A lot of games sell themselves on their visuals. Hell, graphics are often a main marketing strategy for whole platforms. Aesthetics are a major pillar of the experience of play, and it’s most of what people have to go on when they’re deciding whether to play your game (unless you’re among the few developers that still release demos). A lot of discussions have taken place regarding the relative importance of aesthetics versus gameplay quality; would you rather have a beautiful game that lacks in the gameplay department, or an ugly yet mechanically accomplished title? For me, Unravel illustrates why game design should favour quality gameplay before visuals.
Coldwood Interactive have created a very pretty game. Its environments vary from fresh and earthy woodland to breezy seaside to rolling countryside blanketed in crisp, fresh snow. Each level really does feel visually and tonally distinct. The player character, Yarny, is a downright adorable design that feeds well into the core mechanics. The excellent animation and application of lighting effects make the game very emotionally expressive. Pathetic fallacy is particularly well employed to tweak the emotional tone of Yarny’s adventure, an effect the delightful soundtrack compounds beautifully.
Yarny’s journey is realised by some pretty solid core mechanics. As Yarny runs and jumps from left to right, he leaves behind a trail of yarn. This not only serves to realise the checkpoint system- Yarny unravels as he progresses and must find spools of yarn throughout the levels to maintain his body- but also allows you to rappel safely down long drops as well as climb back up. Yarny sports a loose strand of yarn that he can use to grab faraway points to climb up to, swing from, or pull towards himself. You can also make knots in your yarn trail to tether points together, or make a taut bridge to bounce from. It doesn’t take long to get used to this relatively broad range of mechanics, and I can’t help but admire the imagination at work here.
Sadly, control foibles and the design of the game around the puzzles often lead to frustration. I have no issue with difficult games, but there are lots of points in Unravel where I met a sticking point because I just couldn’t see what I was supposed to be doing. A lot of the puzzles are in environments that are unfortunately not designed to effectively communicate my options for progressing in the level.
A particular offender in this area is the climbable environmental objects that are advertised with a slight shimmer. They’re not advertised very well, though. The sparkle effect on these objects is very slight and often blends in with the myriad other particle effects happening onscreen. I can see that Coldwood Interactive didn’t want to compromise the visual style with obvious shimmering lights on the screen, but the game needs to prioritise effective communication. One maddening is a tense chase as a gopher pursues Yarny through an underground burrow. This segment culminates with a steep drop that requires you to leap from a ledge to grab some climbable roots to escape. My attempts for this sequence number in the double digits, and I was driven to say some quite regrettable things at the screen before I eventually spotted the “telltale glimmer” on the hanging roots. This is not an example of good game design.

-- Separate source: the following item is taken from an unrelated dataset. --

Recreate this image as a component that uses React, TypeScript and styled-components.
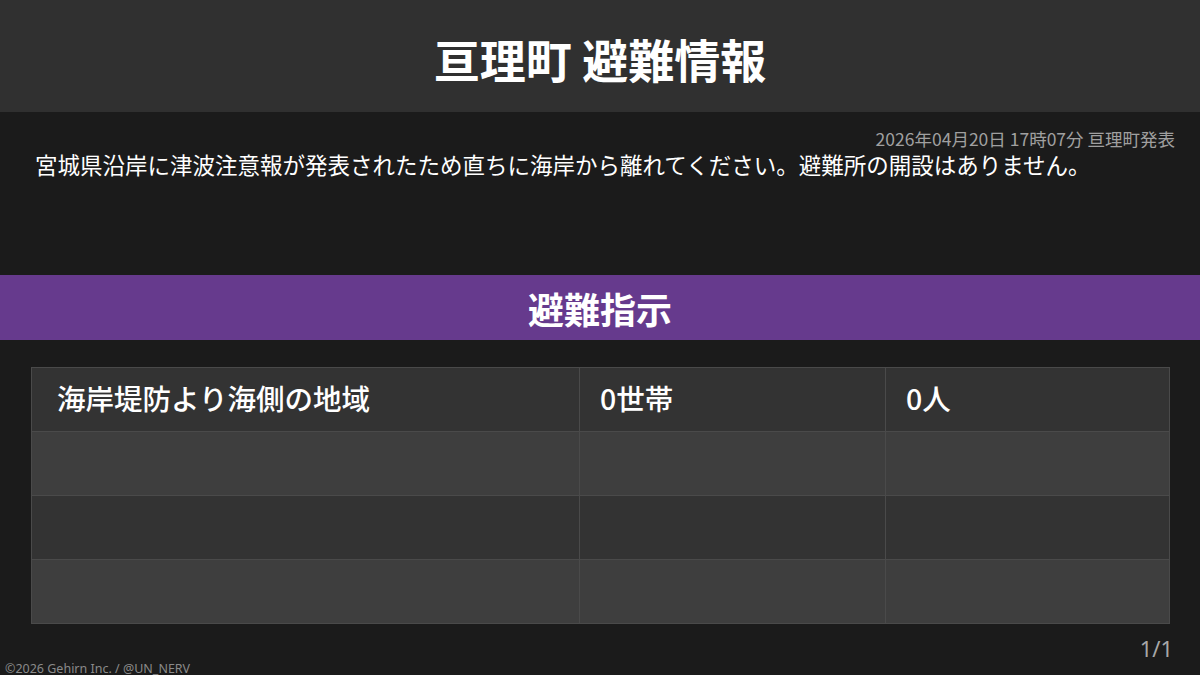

While your controls are precise enough for general platforming, there are a lot of sequences that require more precision than the decidedly floaty controls can reliably deal with. The core mechanics work well for calm puzzling, but don’t hold up very well when there’s an element of timing or stress to proceedings. Unravel is at its best when you’re serenely progressing through the lovely environments accompanied by a soundtrack that intensifies the sense of fun adventure. Sadly, instances of frustration are too frequent, and shatter the carefully cultivated sense of lighthearted fun and poignancy when they rear their head.
The story, such as it is, is decidedly serviceable. The game provides a nice framing device with Yarny exploring areas linked with memories of an old lady to magically restore her photo album. It’s a story told very convincingly from the heart in what feels like a very honest expression of the soul of the folks at Coldwood Interactive. It’s like a sweet poem, all bright eyes and optimism.
Unravel is very effective at making you empathise with Yarny and his self-appointed task. Often all the visual and musical elements of a scene build up to create memorably stirring sequences. A particular level late in the game is remarkable for this effect, as Yarny needs to pass through a snowstorm and needs to drag a lantern with him to keep himself warm and anchored against the freezing winds. This sequence is indicative of the game’s main issue, though; while it’s a very effective segment for making you really empathise with Yarny and want to fight with him against the elements, it’s also maddening to be blasted a considerable distance backwards in a massive gust of wind. The emotional weight of the scene in undermined by gameplay that’s just a touch too frustrating.
Unravel is a game that had the potential to sit alongside games like Limbo with its imaginative mechanics, honest emotional core, and arresting visual design. Sadly it’s too often hampered with game design problems from poor communication, unreliable controls, and serious pacing issues. Lots of sections of the game would have been saved from this with a few tweaks to make them less awkward. Ultimately Unravel is defined by its sense of aesthetics and heart, but also by substantial issues with its gameplay that often serve to erode its sense of adventure.